[GOAL OF THE EXERCISE] Among the entries below, find the lines with "React" and copy them.

[DATA SUPPLIED]
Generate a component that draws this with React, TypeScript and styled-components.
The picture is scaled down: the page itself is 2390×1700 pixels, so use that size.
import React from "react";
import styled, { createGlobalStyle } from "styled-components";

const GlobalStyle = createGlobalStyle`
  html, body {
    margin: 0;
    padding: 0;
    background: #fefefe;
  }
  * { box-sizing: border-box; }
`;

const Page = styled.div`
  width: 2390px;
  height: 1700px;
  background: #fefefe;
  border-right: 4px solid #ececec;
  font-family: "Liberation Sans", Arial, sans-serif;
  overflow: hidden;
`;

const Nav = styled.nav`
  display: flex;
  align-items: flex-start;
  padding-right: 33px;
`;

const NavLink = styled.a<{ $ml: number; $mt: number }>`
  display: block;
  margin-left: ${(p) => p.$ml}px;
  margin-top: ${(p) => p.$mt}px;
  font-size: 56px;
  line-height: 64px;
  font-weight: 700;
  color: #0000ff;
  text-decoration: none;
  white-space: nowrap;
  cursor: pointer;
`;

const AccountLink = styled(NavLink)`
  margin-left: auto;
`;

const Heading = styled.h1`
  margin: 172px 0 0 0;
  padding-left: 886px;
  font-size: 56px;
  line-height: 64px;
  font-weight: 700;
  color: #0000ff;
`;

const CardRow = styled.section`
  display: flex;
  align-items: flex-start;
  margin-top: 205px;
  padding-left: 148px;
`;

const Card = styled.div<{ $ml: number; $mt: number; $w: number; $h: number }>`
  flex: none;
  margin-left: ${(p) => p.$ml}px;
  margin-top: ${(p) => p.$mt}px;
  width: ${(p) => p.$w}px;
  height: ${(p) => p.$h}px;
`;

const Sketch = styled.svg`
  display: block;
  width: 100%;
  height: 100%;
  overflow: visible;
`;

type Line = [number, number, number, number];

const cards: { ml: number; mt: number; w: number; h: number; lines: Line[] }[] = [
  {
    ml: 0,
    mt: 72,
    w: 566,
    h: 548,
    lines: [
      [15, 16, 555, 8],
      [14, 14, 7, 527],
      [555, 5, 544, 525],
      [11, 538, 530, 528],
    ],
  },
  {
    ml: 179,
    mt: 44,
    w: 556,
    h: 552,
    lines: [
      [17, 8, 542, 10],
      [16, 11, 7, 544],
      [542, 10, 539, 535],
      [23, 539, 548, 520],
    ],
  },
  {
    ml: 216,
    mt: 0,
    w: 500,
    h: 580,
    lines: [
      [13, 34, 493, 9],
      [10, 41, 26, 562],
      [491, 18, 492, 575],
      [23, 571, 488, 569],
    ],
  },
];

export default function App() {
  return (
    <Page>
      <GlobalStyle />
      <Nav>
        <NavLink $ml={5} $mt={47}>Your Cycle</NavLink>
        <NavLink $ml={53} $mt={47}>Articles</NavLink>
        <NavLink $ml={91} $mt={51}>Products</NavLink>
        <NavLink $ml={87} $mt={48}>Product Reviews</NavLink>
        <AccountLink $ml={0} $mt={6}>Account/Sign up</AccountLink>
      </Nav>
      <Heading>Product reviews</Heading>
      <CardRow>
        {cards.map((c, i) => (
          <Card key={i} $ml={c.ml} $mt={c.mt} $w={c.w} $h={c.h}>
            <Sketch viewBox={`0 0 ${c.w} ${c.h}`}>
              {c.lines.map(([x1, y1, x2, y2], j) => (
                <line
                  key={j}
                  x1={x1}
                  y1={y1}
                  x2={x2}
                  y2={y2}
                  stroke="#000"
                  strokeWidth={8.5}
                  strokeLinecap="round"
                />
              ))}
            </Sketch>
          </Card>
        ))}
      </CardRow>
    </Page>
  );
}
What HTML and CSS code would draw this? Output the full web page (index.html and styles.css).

[WRITTEN RESPONSE]
Generate a component that draws this with React, TypeScript and styled-components.
import React from "react";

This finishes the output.